Mitra observed how a grandmother coaches kids. They use admiration to pull out more from learners. As a result, he created the granny cloud. The presence of a friendly mediator can improve self-organized learning.

Self-organizing learning environments (SOLE)

Learning is great but what about assessment. We need assessment that matches the real world. Right now, schools do not assess how learners learn in the real world.

Please tell us the time of day, but do not use a watch.

These types of assessments are based on creating the same type of people. The world and its needs have changed. Allowing the internet into the exam hall will change everything and teaching would also be different.

School in the cloud

Hole in the wall + granny cloud + SOLE = School in the Cloud

The School in the Cloud, learning will be much different. If the teachers are not as interesting as an xbox then the must make themselves more interesting.

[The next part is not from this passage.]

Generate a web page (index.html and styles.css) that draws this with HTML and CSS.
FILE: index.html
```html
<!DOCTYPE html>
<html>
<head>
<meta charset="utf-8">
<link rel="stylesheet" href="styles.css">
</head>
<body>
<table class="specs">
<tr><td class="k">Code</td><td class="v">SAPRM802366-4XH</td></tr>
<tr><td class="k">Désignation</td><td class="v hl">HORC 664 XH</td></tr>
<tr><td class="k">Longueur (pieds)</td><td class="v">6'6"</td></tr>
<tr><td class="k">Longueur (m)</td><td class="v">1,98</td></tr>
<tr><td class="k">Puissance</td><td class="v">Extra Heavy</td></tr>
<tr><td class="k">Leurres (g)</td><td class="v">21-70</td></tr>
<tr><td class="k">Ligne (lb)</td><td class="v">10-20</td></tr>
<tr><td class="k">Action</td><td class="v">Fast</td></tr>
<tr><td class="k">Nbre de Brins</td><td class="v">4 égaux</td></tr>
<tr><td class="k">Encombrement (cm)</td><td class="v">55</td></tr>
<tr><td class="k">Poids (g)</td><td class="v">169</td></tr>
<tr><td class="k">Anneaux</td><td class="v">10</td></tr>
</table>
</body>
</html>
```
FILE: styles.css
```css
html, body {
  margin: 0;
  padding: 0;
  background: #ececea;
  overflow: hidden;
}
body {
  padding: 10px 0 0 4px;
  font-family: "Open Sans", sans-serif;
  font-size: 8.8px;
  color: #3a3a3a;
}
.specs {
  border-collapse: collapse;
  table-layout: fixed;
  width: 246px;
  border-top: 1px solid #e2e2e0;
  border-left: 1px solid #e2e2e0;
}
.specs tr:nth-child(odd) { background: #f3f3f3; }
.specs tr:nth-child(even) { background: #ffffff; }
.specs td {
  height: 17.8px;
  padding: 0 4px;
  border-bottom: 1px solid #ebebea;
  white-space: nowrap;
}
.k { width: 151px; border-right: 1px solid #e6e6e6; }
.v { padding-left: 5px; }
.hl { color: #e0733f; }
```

This group will be explorers. They will not be the same.

Mitra and team are also doing experiments teaching adults. For example, adults were tasked with setting up a scaffold. One team was taught by school, the other by YouTube. The YouTube team did it much quicker. The problem we currently face is that we are conditioning learners to wait for direction.

We need to prepare learners for learning by giving them the right opportunities, and then get out of their way.

My head is still buzzing because of this presentation. Because of Google and YouTube, self-directed learning is on the rise. How will schools adjust to benefit from this transformation?